There's great information here about how to identify and harvest them, and there's good information here about how to prepare them. If you aren't sure whether you'd looking at grape leaves or not, you can just wait until the fall, see if grapes grow there, and then make a mental note to look again next June. You want to pick leaves that are large enough the stuff and sturdy enough to not fall apart, but still tender-feeling so that they won't be tough and/or stringy. It's a little bit of trial and error! While you're picking, be sure to pick plenty of too-small, too-tough, too-large, or too-bug-bitten leaves, since you'll need those to line the pan.
Dolmas!
I love them so much. The dizzyling sweet smell, the color in the pot, even the tingle on my lips if I grab and eat a grape or two as I jog past them on the bike path.

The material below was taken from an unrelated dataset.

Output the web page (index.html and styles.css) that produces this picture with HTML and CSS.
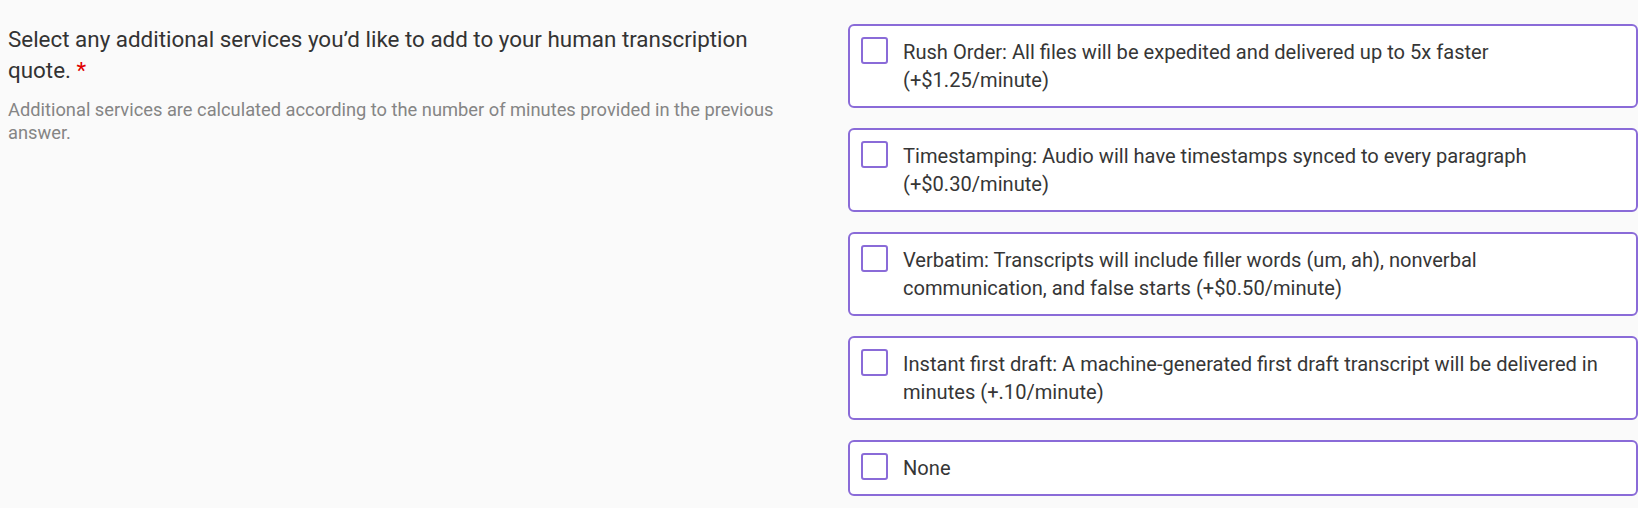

Birdy, harvesting grape leaves. Secure a helper, and you'll fill your bag in no time. |
We made them twice in three days, and will make them again and again, until the leaves get too tough to use, which will probably be the middle of July, depending on the heat and rain situation.
Edited to add: this is more of a PROJECT than a recipe, which some readers found out the hard way. Sorry, Cathy! |
Even just within walking distance from our house, we found and picked three completely different shaped grape leaves. I would say the middle shape is the most common around here. |
Dolmas!
Stuffed Fresh Foraged Grape Leaves
If you used jarred grape leaves, these would doubtless still be completely excellent and worth your while, even though you will never find a cheaper thrill than foraging. (Lots of process photos below.)
If you used jarred grape leaves, these would doubtless still be completely excellent and worth your while, even though you will never find a cheaper thrill than foraging. (Lots of process photos below.)
For the leaves:
20-24 perfect-ish grape leaves (These should be around 5 or 6 inches at
their widest point, but smaller or larger is fine too!) plus 12-20 more imperfect ones for
lining and sealing the baking dish
4 cups water
1 cup kosher salt
Trim the stems off the grape leaves and pick off any visible
bugs. Bring the water and salt to a boil and boil the grape leaves, twelve at a
time, just until they all change from green to khaki (5-20 seconds). Pull them out
of the water with tongs, and plunge them into a sink filled with cold water and
ice. When all the leaves are boiled and cooled, lay them on dish towels to dry
off a bit, or gently wring them dry and spread them flat. They will (I think because of the salt?) feel sort of weirdly crisp at this point, and that's fine. I do not know why you blanch them in brine, but that's what some old Greek lady said to do, so that's what I do. I should try blanching them in plain water to see if there's a difference. Prepare the imperfect leaves the same way, but put them in a different spot so you can keep track of them.
For the filling:
3 tablespoons olive oil
1 large or 2 small onions, finely chopped (around 1 ½ cups)
2 teaspoons kosher salt
¼ cup pine nuts
1 cup arborio rice, rinsed
¼ cup dried sour cherries or golden raisins, finely chopped (or 1/4 cup currants)
½ cup water
¼ cup finely chopped fresh dill
1 heaping tablespoon finely chopped fresh mint (or 1 teaspoon dried, added with the rice)
Black pepper
Heat the oil in a wide pan over medium-low heat. Add the
onion and salt and sauté until the onion is tender, translucent, and just
starting to brown, around 7 or 8 minutes. Add the pine nuts and sauté for 3 or
4 minutes, then add the rice and sauté for another 5 minutes, until the rice
looks a little translucent around the edges. Add the cherries and water and
cook until the water is absorbed, 5-10 minutes (the rice will not be cooked through). Turn off the heat and stir in
the herbs and pepper.
Heat the oven to 325 and grease a 7- by 12-inch (or similar-sized). Line
the pan with a layer of prepared grape leaves (your worst ones), which will keep the dolmas from burning.
One at a time, lay a grape leaf on your work surface, dark
side down and with the stem end facing you. Lay a heaping tablespoon of
filling near the stem end. Fold the sides of the leaf over the filling, then roll
the leaf up tightly, tucking in the sides as you go (this is exactly the same as making a burrito and quite similar to swaddling a baby). Lay the filled leaf,
seam-side down, in the prepared pan. Repeat with the remaining leaves and
filling, fitting the dolmas snugly in the pan. Stop when you run out of room in
the pan, which should be around the time you run out of leaves and filling. (In truth, both times I had a little extra filling, which I cooked up with more water until the rice was tender, and which the kids ate like it was risotto and declared delicious.)
Pour over the dolmas a mixture of 1 cup water, 1 teaspoon kosher salt, ¼ cup lemon juice, and ¼ cup olive oil, then lay the remaining imperfect grape leaves over the top, tucking in
the sides like the dolmas are going to bed. Cover the pan tightly with foil,
put it in the heated oven, and bake for 1 hour, at which point most or all of
the liquid should be absorbed. Even if it's not, this is probably a good time to check and see if they're done, which they probably are.